» Task:
Leaving out the pictures, retype all the material exactly.

» Data block:
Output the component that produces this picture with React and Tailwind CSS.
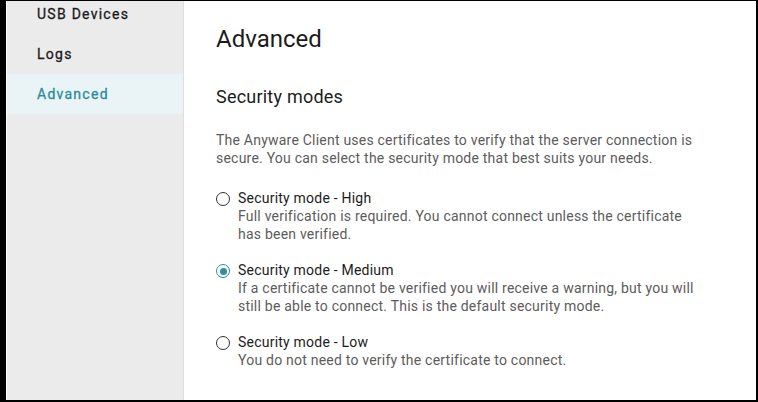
import React, { useState } from 'react';

const navItems = ['USB Devices', 'Logs', 'Advanced'];

const modes = [
  {
    id: 'high',
    title: 'Security mode - High',
    desc: 'Full verification is required. You cannot connect unless the certificate has been verified.',
  },
  {
    id: 'medium',
    title: 'Security mode - Medium',
    desc: 'If a certificate cannot be verified you will receive a warning, but you will still be able to connect. This is the default security mode.',
  },
  {
    id: 'low',
    title: 'Security mode - Low',
    desc: 'You do not need to verify the certificate to connect.',
  },
];

const Radio = ({ checked }) => (
  <span
    className={`mt-[3px] w-[14px] h-[14px] rounded-full border-[1.5px] flex items-center justify-center shrink-0 ${
      checked ? 'border-[#2a919f]' : 'border-[#333]'
    }`}
  >
    {checked && <span className="w-[7px] h-[7px] rounded-full bg-[#2a919f]" />}
  </span>
);

const App = () => {
  const [mode, setMode] = useState('medium');

  return (
    <div
      className="w-[758px] h-[402px] flex overflow-hidden bg-white border-black border-l-[6px] border-t border-r-2 border-b-2"
      style={{ fontFamily: 'Roboto, "Liberation Sans", sans-serif' }}
    >
      {/* Sidebar */}
      <div className="w-[177px] shrink-0 ml-px bg-[#ebebeb] border-r border-[#dedede] -mt-[7px]">
        {navItems.map((item) => (
          <div
            key={item}
            className={`h-10 flex items-center pl-[30px] text-[14px] tracking-[0.09em] [-webkit-text-stroke:0.3px] ${
              item === 'Advanced' ? 'bg-[#eaf4f6] text-[#2b8d9c]' : 'text-[#1a1a1a]'
            }`}
          >
            {item}
          </div>
        ))}
      </div>

      {/* Content */}
      <div className="flex-1 pl-8 pt-[22px] tracking-[0.22px]">
        <h1 className="text-[24px] leading-8 text-[#1c1c1c] tracking-normal">Advanced</h1>
        <h2 className="mt-[30px] text-[18px] leading-6 text-[#1c1c1c]">Security modes</h2>
        <p className="mt-[22px] max-w-[484px] text-[14px] leading-[18px] text-[#5c5c5c]">
          The Anyware Client uses certificates to verify that the server connection is secure. You can select the security mode that best suits your needs.
        </p>

        <div className="mt-[22px] flex flex-col gap-[18px]">
          {modes.map((m) => (
            <label key={m.id} className="flex gap-2 cursor-pointer" onClick={() => setMode(m.id)}>
              <Radio checked={mode === m.id} />
              <div className="max-w-[462px] text-[14px] leading-[18px]">
                <div className="text-[#1c1c1c]">{m.title}</div>
                <div className="text-[#5c5c5c]">{m.desc}</div>
              </div>
            </label>
          ))}
        </div>
      </div>
    </div>
  );
};

export default App;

» Answer to this task:
Output the component that produces this picture with React and Tailwind CSS.
import React, { useState } from 'react';

const navItems = ['USB Devices', 'Logs', 'Advanced'];

const modes = [
  {
    id: 'high',
    title: 'Security mode - High',
    desc: 'Full verification is required. You cannot connect unless the certificate has been verified.',
  },
  {
    id: 'medium',
    title: 'Security mode - Medium',
    desc: 'If a certificate cannot be verified you will receive a warning, but you will still be able to connect. This is the default security mode.',
  },
  {
    id: 'low',
    title: 'Security mode - Low',
    desc: 'You do not need to verify the certificate to connect.',
  },
];

const Radio = ({ checked }) => (
  <span
    className={`mt-[3px] w-[14px] h-[14px] rounded-full border-[1.5px] flex items-center justify-center shrink-0 ${
      checked ? 'border-[#2a919f]' : 'border-[#333]'
    }`}
  >
    {checked && <span className="w-[7px] h-[7px] rounded-full bg-[#2a919f]" />}
  </span>
);

const App = () => {
  const [mode, setMode] = useState('medium');

  return (
    <div
      className="w-[758px] h-[402px] flex overflow-hidden bg-white border-black border-l-[6px] border-t border-r-2 border-b-2"
      style={{ fontFamily: 'Roboto, "Liberation Sans", sans-serif' }}
    >
      {/* Sidebar */}
      <div className="w-[177px] shrink-0 ml-px bg-[#ebebeb] border-r border-[#dedede] -mt-[7px]">
        {navItems.map((item) => (
          <div
            key={item}
            className={`h-10 flex items-center pl-[30px] text-[14px] tracking-[0.09em] [-webkit-text-stroke:0.3px] ${
              item === 'Advanced' ? 'bg-[#eaf4f6] text-[#2b8d9c]' : 'text-[#1a1a1a]'
            }`}
          >
            {item}
          </div>
        ))}
      </div>

      {/* Content */}
      <div className="flex-1 pl-8 pt-[22px] tracking-[0.22px]">
        <h1 className="text-[24px] leading-8 text-[#1c1c1c] tracking-normal">Advanced</h1>
        <h2 className="mt-[30px] text-[18px] leading-6 text-[#1c1c1c]">Security modes</h2>
        <p className="mt-[22px] max-w-[484px] text-[14px] leading-[18px] text-[#5c5c5c]">
          The Anyware Client uses certificates to verify that the server connection is secure. You can select the security mode that best suits your needs.
        </p>

        <div className="mt-[22px] flex flex-col gap-[18px]">
          {modes.map((m) => (
            <label key={m.id} className="flex gap-2 cursor-pointer" onClick={() => setMode(m.id)}>
              <Radio checked={mode === m.id} />
              <div className="max-w-[462px] text-[14px] leading-[18px]">
                <div className="text-[#1c1c1c]">{m.title}</div>
                <div className="text-[#5c5c5c]">{m.desc}</div>
              </div>
            </label>
          ))}
        </div>
      </div>
    </div>
  );
};

export default App;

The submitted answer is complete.